Qari Yousaf Ahmadi, who claims to speak for the Taliban, told AP he had no information about Nabi or the video. None of the group's commanders he contacted could confirm the execution, he said.

The method of Nabi's death was not unusual for Pakistan's lawless tribal regions. Suspected informers are regularly found beheaded and dumped along the side of the road in the lawless, mountainous regions along the Afghan-Pakistani border where al-Qaida and Taliban militants find sanctuary.

But such al-Qaida-style killings are rarely featured in the Taliban's increasingly frequent propaganda videos. The use of a child to conduct the beheading stands out even among those filmed by militants in Iraq.

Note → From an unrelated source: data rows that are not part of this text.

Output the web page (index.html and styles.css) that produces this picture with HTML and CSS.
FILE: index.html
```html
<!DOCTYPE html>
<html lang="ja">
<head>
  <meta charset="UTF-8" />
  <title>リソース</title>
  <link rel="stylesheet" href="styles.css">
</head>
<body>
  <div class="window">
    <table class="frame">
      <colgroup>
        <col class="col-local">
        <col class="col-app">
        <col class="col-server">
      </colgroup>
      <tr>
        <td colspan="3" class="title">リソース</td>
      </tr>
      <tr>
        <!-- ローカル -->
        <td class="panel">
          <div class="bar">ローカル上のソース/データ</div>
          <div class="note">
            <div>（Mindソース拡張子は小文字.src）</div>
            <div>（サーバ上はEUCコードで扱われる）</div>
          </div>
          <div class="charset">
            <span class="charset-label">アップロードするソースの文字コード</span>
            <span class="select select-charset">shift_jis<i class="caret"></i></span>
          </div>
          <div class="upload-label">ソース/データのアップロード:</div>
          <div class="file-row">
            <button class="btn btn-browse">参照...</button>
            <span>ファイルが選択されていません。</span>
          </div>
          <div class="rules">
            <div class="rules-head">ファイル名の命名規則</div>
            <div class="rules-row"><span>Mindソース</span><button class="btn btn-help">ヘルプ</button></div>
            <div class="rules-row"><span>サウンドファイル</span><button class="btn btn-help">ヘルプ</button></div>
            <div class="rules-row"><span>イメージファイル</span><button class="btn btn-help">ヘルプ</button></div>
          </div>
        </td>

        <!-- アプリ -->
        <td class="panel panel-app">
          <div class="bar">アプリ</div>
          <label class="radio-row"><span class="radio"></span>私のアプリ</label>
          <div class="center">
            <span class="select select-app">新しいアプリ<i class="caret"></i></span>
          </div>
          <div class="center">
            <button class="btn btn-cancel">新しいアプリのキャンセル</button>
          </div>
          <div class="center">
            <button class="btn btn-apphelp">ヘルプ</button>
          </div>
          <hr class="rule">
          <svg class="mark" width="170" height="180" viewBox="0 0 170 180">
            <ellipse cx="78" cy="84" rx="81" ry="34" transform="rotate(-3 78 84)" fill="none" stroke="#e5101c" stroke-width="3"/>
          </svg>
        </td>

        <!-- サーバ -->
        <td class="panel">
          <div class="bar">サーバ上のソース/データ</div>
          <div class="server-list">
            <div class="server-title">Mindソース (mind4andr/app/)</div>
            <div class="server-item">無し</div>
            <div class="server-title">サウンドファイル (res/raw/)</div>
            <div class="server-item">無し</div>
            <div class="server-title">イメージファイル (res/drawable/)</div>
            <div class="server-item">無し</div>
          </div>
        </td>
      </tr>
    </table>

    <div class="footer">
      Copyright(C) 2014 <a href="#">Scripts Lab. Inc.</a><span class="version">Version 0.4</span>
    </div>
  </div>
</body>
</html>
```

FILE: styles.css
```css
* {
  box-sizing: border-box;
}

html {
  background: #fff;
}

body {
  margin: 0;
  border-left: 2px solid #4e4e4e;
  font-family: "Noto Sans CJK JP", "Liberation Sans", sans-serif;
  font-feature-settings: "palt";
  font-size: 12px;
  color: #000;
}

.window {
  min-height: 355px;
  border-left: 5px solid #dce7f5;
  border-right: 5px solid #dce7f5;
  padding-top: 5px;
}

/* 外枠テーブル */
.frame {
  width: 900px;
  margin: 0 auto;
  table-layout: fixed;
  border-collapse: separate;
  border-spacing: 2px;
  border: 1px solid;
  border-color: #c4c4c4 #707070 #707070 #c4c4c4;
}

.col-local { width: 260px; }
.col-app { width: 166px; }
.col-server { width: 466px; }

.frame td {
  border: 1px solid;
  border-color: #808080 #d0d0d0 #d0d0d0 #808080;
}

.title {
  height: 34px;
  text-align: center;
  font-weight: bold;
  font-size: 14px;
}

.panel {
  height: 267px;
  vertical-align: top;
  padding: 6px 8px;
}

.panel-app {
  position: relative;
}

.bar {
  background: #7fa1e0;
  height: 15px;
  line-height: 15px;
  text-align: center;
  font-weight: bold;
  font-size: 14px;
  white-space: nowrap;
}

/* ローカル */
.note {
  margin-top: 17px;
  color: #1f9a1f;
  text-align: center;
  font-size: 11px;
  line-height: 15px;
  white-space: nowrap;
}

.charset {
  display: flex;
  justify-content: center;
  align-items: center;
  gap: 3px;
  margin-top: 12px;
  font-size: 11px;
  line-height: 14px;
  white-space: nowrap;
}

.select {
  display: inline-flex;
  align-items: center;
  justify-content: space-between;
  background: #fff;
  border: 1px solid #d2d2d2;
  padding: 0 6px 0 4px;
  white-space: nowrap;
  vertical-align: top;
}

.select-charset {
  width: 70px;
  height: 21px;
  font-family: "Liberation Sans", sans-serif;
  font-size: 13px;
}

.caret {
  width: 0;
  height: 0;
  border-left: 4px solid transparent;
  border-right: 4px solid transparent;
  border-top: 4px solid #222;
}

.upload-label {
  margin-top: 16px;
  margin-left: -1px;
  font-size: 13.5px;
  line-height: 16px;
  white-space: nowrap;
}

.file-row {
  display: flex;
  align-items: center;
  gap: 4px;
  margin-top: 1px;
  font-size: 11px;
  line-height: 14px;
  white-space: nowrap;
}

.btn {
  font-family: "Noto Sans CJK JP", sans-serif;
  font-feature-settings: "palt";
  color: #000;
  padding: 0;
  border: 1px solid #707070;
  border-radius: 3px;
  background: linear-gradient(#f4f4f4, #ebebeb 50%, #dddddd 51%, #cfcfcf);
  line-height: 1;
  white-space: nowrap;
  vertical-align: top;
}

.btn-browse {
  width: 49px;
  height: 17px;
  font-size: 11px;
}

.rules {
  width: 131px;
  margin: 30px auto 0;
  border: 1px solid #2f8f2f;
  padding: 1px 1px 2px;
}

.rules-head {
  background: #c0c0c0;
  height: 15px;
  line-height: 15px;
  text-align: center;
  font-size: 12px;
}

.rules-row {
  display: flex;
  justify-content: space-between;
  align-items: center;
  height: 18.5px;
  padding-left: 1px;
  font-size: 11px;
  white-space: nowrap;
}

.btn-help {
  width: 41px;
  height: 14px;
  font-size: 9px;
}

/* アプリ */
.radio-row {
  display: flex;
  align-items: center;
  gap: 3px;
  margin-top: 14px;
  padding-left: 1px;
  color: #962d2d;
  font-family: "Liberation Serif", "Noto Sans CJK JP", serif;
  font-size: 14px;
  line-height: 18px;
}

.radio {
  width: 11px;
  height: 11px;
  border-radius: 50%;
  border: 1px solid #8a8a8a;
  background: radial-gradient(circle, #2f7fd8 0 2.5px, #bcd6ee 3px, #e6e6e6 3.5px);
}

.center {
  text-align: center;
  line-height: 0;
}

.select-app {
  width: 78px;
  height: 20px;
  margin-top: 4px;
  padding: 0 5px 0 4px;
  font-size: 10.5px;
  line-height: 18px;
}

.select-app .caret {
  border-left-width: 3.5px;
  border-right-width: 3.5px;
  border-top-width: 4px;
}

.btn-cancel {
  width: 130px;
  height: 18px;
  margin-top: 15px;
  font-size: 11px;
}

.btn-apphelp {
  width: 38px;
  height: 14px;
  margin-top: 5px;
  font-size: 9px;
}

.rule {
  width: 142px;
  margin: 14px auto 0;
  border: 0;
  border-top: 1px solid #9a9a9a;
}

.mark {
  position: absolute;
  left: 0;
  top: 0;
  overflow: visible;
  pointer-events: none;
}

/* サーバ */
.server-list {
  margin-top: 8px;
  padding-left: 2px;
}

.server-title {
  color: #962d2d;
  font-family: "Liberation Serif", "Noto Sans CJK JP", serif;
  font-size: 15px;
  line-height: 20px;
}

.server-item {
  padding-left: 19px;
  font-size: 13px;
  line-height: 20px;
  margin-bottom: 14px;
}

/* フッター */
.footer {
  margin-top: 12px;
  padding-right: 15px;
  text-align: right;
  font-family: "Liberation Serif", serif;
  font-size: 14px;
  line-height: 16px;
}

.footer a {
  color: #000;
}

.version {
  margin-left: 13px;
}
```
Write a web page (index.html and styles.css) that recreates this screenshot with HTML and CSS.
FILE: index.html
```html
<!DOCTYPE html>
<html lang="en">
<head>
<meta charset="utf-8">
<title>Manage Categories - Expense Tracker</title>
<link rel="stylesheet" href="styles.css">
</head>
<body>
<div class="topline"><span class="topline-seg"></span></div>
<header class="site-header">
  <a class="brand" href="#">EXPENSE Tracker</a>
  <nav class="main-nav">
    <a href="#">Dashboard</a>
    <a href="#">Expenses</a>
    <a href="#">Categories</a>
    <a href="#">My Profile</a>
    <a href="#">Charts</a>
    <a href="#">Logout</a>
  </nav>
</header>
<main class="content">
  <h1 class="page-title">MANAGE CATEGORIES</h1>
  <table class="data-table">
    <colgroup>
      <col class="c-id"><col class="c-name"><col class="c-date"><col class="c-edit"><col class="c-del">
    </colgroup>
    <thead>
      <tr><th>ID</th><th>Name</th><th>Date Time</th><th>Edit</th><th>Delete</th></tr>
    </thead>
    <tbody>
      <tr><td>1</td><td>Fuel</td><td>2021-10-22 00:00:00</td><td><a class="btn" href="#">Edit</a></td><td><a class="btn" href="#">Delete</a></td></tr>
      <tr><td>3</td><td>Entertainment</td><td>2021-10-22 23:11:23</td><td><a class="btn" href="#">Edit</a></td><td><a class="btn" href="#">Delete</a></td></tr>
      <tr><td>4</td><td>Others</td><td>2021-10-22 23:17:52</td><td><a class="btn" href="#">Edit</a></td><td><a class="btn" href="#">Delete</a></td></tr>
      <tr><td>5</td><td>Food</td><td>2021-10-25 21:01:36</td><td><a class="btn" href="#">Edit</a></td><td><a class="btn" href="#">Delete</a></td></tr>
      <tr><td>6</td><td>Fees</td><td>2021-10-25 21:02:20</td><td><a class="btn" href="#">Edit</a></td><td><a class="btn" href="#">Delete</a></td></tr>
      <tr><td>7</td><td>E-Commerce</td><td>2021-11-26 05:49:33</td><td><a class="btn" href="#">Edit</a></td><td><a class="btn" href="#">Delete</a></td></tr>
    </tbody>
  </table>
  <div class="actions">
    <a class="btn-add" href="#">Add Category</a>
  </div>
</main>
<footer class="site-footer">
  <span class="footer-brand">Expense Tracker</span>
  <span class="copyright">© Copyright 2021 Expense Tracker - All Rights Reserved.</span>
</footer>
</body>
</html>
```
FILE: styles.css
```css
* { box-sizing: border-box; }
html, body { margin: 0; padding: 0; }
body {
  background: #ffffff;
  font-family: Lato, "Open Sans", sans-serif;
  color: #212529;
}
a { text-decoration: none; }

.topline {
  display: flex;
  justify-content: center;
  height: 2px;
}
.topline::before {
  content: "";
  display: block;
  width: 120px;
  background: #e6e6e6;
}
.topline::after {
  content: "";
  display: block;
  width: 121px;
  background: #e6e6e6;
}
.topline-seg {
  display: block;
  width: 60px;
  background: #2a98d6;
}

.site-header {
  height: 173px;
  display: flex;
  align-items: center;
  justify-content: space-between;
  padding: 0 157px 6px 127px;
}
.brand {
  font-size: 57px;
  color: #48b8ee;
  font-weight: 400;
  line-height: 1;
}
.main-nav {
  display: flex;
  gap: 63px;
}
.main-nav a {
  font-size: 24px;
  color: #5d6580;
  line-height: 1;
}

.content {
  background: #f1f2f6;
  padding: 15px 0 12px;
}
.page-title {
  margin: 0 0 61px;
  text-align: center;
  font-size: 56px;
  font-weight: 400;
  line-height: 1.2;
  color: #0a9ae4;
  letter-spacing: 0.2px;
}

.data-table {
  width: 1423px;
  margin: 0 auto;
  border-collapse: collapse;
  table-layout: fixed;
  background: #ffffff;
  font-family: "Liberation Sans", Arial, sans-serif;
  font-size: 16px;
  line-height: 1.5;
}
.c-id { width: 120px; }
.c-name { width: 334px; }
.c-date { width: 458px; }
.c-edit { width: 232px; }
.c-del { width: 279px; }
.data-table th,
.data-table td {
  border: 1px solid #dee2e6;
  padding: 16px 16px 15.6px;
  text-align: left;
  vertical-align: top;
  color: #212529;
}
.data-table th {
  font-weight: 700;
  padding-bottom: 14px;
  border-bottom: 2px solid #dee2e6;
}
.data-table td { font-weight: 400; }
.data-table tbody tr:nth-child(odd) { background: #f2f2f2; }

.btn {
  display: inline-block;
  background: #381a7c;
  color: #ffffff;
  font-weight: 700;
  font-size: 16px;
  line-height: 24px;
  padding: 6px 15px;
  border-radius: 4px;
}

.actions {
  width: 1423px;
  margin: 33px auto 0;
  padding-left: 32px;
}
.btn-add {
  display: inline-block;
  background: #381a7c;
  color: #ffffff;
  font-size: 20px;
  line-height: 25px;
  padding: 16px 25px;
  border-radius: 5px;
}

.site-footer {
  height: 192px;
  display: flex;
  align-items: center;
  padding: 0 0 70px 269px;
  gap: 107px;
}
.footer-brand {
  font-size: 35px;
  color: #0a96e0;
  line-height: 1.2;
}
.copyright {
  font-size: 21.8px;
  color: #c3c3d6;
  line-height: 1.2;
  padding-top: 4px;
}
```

''This is outright barbarism,'' Iqbal Haider, secretary-general of the independent Human Rights Commission of Pakistan, said after viewing the video. ''Whosoever has committed this, whether they are Taliban or anybody else or any Afghan or al-Qaida or anybody, they are enemy No. 1 of the Muslims.''

The video accuses Nabi of responsibility for a U.S. airstrike that killed Mullah Akhtar Mohammad Osmani, who was regarded as one of the top three associates of Omar, the Taliban supreme leader. He was hit while travelling by car in Afghanistan's Helmand province December 19.